### Brief
Each line in the entries below that holds the string "TypeScript" is to be listed.
::::
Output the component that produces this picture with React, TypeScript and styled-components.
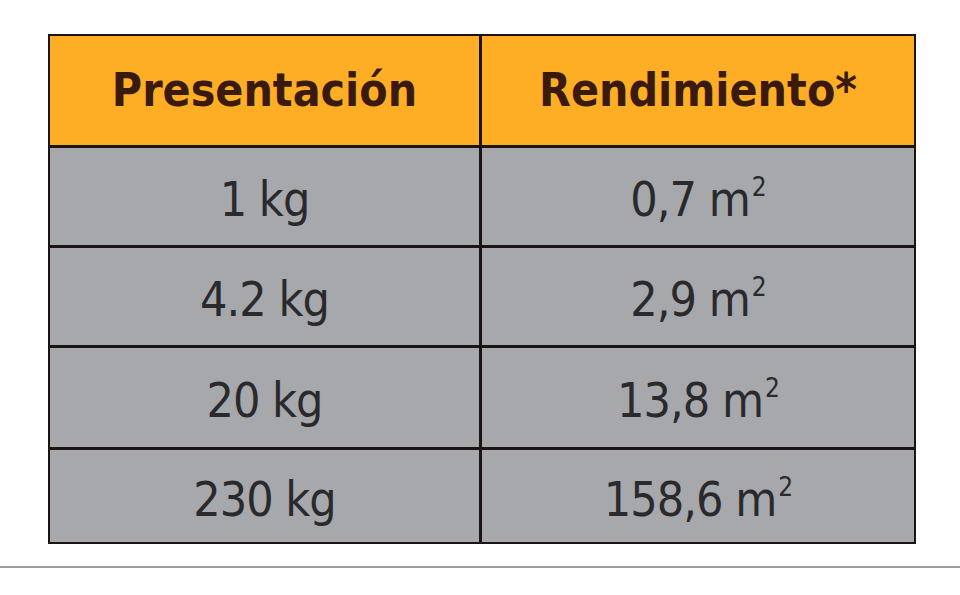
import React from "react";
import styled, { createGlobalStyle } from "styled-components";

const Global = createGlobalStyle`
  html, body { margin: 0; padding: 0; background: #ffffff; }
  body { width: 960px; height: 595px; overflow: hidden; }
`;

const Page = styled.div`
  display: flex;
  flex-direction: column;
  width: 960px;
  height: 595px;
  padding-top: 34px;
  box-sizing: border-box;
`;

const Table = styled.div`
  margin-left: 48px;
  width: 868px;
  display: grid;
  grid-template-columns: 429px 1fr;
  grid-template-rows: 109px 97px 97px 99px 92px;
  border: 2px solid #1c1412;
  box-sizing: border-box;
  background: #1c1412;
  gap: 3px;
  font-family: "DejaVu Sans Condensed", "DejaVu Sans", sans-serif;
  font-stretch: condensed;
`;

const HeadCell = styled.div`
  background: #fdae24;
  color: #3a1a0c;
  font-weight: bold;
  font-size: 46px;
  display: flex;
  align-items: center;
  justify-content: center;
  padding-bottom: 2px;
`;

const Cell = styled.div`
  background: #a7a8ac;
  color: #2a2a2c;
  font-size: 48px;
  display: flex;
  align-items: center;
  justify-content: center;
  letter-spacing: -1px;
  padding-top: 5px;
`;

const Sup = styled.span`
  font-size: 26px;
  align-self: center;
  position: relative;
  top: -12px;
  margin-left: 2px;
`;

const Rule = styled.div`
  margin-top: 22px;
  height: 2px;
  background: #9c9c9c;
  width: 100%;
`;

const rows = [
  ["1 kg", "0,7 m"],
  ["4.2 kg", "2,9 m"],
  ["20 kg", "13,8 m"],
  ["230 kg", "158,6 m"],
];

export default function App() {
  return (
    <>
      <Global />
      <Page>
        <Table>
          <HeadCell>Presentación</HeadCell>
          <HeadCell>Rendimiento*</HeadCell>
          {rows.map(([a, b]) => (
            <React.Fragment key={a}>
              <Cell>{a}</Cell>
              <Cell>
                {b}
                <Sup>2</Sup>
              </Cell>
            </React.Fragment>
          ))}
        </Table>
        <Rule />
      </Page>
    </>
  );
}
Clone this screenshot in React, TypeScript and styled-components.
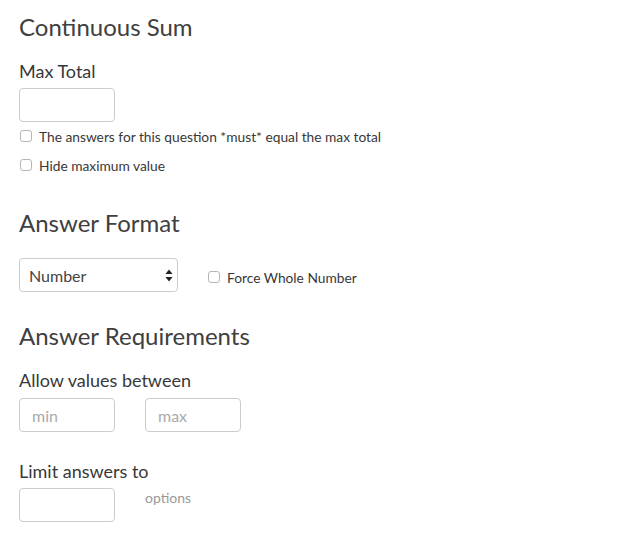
::::
### Response below
Output the component that produces this picture with React, TypeScript and styled-components.
Clone this screenshot in React, TypeScript and styled-components.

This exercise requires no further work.